Low level python

Gustavo Cordova gcordova at hebmex.com
Fri May 3 10:22:47 EDT 2002


> > I've been thinking of writing a device driver in python.
> > 
> > Some people say this is ridiculous.
> > 
> > I used psyco to improve the speed, and now have a program 
> > that does the device driver's job (a proprietry touchscreen
> > driver) in user mode.
> > 
> > Now, I have no idea how to make the python exe or dll run in 
> > kernel mode. I wonder if there are some special api calls
> > that need to made.
> > 
> > I'm downloading WinDriver. I hope this can help me.
> > 
> > Does anyone not think this is a crazy thing to do?
> > 
> > Why not use python for a device driver?
> > 
> > I just see it as python dll is the driver, and the .py file are like
> > permanent configuration file for it.
> > 
> > Comments Appreciated
> > Matthew Sherborne
> 
> I think it's a fabulous idea.  I think you will find yourself writing
> a few python extensions, so be prepared.
> 
> Perhaps even a python operating system is plausable.  I'm not very
> knowledgeable about operating system design, but it seems as if
> some operating systems such as Windows suffer from a lack of a robust
> universal object model with garbage collection.  The idea would be
> to expose the kernel and low level interfaces as python extensions.
> As processors continue to move into the GHz zone, function call
> overhead becomes less significant, while scaleability and code
> complexity become more significant.
> 
> Well, now maybe people will call me crazy instead of you :-)
> 
> - Ken
> 

This is a *very* interesting project, and mightily seductive,
intellectually speaking.

BUT, one thing I differ in respect to the opinions expressed
by many of the folx here, is that 3mb for a device driver
seems to me awfully expensive --memory wise--, and, dangerous.

Dangerous, because there is lots of code which can hide bugs
in 3 Mb. Bugs which could, at the device-driver level, wipe out
the whole work of months, in a blink. We've all had our share
of flaky windows (3.x, 95, 98, NT, etc) drivers, and the heartache
and pain they cause (and lost time, and bloo screens of deth).

Do we really want that for our Python-written drivers? Is that
the reputation we wish to create?

Wait a sec, I'm not saying that Python may be flaky, on the
contrary, it's proven itself more than once, and the quality of
the PEOPLE behind it's development is superb. But mistakes are
maken, nobody's perfect.

That's what makes a driver written in C or in assembler (better
yet) such a beautiful thing: it's tiny, it ONLY uses what you
explicitly told it to use, and it's fast.
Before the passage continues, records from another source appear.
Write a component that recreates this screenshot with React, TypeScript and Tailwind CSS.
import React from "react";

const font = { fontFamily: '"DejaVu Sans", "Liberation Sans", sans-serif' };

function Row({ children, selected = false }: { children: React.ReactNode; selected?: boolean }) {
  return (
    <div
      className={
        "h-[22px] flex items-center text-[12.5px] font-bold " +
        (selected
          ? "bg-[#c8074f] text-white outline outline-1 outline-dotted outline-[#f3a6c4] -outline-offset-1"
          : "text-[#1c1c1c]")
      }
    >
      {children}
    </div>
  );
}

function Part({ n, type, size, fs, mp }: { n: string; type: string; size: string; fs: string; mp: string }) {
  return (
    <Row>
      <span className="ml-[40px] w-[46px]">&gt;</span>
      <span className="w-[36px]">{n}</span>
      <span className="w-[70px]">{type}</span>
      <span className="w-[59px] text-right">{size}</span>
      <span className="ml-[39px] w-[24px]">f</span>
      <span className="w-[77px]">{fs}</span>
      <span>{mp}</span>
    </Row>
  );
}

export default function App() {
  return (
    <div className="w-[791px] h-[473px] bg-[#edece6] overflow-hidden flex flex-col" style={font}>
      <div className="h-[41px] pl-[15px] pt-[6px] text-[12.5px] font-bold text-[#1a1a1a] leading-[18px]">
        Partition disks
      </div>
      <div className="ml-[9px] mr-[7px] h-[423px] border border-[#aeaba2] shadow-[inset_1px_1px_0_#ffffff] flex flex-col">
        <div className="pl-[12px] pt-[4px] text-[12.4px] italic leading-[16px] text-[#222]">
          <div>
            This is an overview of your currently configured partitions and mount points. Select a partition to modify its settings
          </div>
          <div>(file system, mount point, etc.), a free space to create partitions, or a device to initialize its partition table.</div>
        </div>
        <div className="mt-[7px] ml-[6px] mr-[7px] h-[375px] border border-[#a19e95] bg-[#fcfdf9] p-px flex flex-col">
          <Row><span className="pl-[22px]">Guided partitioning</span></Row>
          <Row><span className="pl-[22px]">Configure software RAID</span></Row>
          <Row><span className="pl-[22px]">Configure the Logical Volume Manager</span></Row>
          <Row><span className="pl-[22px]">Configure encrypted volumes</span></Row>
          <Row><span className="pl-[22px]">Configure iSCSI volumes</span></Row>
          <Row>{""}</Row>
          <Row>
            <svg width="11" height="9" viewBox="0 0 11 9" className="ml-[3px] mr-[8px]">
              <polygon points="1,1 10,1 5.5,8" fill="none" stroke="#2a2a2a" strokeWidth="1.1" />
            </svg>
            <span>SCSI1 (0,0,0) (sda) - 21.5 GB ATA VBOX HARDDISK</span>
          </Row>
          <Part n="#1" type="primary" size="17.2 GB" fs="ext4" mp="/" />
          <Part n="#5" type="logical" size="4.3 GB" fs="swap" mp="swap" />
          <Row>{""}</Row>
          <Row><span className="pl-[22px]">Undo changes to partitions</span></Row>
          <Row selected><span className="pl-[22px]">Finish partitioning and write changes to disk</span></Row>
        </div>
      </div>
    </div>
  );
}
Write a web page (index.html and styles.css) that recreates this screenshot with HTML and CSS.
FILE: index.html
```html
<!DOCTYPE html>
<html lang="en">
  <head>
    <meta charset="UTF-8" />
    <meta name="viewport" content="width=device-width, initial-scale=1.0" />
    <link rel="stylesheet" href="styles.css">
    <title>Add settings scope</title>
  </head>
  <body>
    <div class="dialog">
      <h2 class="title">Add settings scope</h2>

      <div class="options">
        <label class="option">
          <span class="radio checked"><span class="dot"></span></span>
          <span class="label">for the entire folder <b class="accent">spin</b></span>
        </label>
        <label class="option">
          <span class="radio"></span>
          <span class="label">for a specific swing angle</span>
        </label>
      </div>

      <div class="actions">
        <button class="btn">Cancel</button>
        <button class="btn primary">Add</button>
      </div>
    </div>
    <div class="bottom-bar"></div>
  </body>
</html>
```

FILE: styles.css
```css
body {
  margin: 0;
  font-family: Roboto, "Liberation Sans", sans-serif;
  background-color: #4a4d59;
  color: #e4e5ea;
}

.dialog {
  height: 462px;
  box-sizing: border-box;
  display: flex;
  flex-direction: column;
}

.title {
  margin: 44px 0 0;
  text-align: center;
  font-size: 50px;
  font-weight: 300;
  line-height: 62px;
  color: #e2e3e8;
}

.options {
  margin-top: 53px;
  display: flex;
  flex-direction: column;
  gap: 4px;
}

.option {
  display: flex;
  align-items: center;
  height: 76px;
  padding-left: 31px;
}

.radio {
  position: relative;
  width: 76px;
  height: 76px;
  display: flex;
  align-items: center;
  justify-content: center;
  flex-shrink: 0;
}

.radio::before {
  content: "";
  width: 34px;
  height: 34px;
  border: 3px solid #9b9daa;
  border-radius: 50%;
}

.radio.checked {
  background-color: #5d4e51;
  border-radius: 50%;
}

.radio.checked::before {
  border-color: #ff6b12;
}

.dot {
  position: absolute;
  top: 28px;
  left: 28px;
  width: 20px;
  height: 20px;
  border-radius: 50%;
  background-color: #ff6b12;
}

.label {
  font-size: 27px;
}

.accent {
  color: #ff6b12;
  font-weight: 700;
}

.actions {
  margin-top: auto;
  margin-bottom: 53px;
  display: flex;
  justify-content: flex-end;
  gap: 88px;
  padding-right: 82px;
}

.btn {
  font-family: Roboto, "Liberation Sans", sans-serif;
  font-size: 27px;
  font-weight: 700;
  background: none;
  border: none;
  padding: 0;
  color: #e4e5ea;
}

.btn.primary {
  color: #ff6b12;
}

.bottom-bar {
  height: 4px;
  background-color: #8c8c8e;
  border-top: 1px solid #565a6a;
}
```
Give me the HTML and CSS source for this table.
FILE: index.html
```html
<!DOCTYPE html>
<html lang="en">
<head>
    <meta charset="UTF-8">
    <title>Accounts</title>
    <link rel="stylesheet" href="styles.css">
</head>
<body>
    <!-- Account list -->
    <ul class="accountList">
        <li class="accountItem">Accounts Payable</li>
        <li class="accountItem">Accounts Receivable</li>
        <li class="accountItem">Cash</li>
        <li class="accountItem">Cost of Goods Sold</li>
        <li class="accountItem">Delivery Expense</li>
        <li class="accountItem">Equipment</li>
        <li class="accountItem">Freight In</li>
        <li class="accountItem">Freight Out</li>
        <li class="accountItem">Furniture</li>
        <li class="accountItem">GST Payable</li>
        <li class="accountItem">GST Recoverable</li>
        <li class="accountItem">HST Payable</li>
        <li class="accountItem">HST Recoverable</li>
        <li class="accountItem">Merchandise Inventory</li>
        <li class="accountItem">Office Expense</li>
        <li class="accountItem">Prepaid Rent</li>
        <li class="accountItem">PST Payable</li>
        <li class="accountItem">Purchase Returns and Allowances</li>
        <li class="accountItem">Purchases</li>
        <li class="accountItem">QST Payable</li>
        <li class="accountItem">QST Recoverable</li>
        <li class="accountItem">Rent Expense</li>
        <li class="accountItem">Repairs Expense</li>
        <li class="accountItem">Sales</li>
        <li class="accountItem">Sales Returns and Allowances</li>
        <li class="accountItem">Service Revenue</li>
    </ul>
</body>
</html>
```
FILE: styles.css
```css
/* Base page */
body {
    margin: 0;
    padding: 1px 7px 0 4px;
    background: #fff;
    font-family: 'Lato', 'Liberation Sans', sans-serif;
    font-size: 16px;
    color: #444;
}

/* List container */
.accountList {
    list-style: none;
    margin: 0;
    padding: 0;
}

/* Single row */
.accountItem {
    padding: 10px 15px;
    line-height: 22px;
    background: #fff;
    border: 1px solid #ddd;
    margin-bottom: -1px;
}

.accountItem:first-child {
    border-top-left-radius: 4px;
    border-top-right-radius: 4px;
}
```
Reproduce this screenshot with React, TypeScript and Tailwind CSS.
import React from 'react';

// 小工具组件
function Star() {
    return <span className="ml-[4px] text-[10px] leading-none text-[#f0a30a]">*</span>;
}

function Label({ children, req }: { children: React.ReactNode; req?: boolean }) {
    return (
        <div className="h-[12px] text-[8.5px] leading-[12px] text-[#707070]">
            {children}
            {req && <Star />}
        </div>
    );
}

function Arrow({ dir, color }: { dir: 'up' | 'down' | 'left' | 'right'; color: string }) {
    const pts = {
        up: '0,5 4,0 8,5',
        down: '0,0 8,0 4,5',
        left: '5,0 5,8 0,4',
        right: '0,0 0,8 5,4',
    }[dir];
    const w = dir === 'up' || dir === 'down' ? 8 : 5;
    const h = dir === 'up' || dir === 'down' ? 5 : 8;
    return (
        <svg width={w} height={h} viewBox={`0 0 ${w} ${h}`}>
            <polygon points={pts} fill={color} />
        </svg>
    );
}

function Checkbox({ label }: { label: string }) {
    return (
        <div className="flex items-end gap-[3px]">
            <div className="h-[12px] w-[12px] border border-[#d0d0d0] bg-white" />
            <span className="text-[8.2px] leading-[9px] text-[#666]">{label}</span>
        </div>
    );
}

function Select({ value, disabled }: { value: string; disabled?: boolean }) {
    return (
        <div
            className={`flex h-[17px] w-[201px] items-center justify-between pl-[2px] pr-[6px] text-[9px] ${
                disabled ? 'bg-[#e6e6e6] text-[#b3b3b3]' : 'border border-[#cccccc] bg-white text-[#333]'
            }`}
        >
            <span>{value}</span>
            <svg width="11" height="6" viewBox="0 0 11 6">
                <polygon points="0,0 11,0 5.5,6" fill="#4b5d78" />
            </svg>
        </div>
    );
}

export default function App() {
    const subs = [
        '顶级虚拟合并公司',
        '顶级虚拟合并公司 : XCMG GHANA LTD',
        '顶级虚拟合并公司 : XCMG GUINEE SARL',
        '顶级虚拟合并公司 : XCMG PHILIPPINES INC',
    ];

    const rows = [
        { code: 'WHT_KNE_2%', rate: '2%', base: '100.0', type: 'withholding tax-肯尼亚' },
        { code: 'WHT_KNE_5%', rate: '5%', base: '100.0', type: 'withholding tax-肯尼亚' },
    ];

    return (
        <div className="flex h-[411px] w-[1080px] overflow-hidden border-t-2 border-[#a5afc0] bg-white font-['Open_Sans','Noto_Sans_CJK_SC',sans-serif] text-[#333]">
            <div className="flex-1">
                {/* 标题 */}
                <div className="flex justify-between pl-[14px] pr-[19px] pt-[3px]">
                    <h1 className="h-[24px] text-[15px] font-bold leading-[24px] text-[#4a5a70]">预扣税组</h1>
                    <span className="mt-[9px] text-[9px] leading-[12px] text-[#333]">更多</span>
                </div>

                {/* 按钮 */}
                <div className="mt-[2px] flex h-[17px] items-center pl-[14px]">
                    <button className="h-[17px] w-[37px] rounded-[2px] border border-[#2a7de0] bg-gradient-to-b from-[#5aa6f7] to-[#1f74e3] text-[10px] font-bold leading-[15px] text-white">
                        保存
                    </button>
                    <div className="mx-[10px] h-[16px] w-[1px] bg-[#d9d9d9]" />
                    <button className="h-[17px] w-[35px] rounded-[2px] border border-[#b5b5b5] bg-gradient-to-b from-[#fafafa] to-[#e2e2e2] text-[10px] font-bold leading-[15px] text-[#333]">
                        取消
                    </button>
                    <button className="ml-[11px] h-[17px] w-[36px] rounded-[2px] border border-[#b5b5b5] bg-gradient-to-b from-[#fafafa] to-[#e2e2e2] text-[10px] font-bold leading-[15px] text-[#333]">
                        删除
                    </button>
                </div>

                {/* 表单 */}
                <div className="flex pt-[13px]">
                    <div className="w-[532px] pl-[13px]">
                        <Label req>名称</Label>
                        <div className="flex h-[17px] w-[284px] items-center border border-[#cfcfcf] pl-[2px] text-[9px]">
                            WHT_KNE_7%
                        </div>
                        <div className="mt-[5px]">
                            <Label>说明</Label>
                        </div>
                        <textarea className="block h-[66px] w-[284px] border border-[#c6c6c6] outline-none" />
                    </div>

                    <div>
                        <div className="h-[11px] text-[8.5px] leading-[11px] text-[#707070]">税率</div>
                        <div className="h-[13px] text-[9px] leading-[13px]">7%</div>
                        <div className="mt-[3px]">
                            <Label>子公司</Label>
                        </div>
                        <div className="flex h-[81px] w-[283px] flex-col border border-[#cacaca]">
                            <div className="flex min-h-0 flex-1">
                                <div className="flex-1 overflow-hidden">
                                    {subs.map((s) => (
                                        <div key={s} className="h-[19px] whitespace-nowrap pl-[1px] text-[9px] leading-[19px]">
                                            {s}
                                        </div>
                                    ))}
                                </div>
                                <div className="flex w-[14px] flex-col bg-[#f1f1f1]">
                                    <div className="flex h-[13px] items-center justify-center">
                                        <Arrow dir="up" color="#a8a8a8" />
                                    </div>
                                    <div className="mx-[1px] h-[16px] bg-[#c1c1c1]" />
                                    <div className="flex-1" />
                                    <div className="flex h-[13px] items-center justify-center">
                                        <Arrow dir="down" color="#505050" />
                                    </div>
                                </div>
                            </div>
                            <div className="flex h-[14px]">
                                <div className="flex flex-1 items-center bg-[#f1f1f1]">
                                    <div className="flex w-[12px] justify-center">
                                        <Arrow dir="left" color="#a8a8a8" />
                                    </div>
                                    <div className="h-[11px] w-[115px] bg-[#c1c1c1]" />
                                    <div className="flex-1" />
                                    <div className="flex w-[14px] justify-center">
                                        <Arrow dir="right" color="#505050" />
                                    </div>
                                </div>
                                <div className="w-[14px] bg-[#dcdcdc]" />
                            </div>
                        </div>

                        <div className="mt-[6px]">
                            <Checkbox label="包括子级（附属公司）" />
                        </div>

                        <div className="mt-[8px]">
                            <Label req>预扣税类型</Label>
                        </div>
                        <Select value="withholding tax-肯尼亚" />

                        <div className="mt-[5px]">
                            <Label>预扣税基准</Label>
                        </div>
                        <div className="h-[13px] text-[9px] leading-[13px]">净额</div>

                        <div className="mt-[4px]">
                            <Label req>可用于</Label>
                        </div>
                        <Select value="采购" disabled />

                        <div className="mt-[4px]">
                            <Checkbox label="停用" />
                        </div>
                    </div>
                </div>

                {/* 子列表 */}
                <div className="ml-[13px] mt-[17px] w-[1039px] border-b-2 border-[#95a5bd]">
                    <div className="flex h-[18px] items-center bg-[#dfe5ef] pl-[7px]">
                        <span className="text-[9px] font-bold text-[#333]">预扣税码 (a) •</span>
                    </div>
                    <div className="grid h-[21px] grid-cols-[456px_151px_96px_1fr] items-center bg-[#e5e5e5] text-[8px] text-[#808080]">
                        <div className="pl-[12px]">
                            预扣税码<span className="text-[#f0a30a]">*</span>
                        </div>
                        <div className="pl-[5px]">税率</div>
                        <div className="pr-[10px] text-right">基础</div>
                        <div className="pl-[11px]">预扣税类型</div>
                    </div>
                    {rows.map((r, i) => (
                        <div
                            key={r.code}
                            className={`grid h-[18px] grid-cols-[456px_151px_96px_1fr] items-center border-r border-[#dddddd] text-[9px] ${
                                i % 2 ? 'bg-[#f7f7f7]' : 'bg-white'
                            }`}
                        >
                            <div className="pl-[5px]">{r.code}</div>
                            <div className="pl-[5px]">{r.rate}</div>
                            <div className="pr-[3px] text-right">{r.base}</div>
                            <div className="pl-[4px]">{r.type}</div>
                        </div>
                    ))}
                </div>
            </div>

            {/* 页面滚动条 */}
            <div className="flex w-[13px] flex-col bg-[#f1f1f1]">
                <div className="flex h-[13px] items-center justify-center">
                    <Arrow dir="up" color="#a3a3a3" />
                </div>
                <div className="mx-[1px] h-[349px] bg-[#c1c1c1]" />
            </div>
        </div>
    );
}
OK, after having my say about "the water's cold and you'll catch
your death", let's jump in the pool. :-)

Call me old fashioned ("booo!! hisss!! oldster!!!"), but writing
a device driver in an interpreted language doesn't really rub me
the right way.

I was playign around a few months back with Forth, a really neato
language, but even more illegible than Perl, if you can believe
that. BUT, it's really really appealing to anybody's hacker
instinct. Dangerously appealing, if you ask me.

One of the most neat things is that a complete Forth system,
compiler and all, is very small, and it's written in Forth itself.
Forth, written in Forth.

And, in a package I found, it comes with a machine language
assembler. Now *that* would be useful for our python device drivers.
A Machine Language Assembler module.


from Assembler import Ix86


So, you assemble a few instructions, which do all the low-level
stuff you need, and very quickly. Bit-fiddling is best done in
machine language.

Is this doable?

Can python eventually become self-hosting, like forth?

Can we do away with the C stdlib tyranny?

Can python eventually become it's own OS?

Sounds very interesting to find out.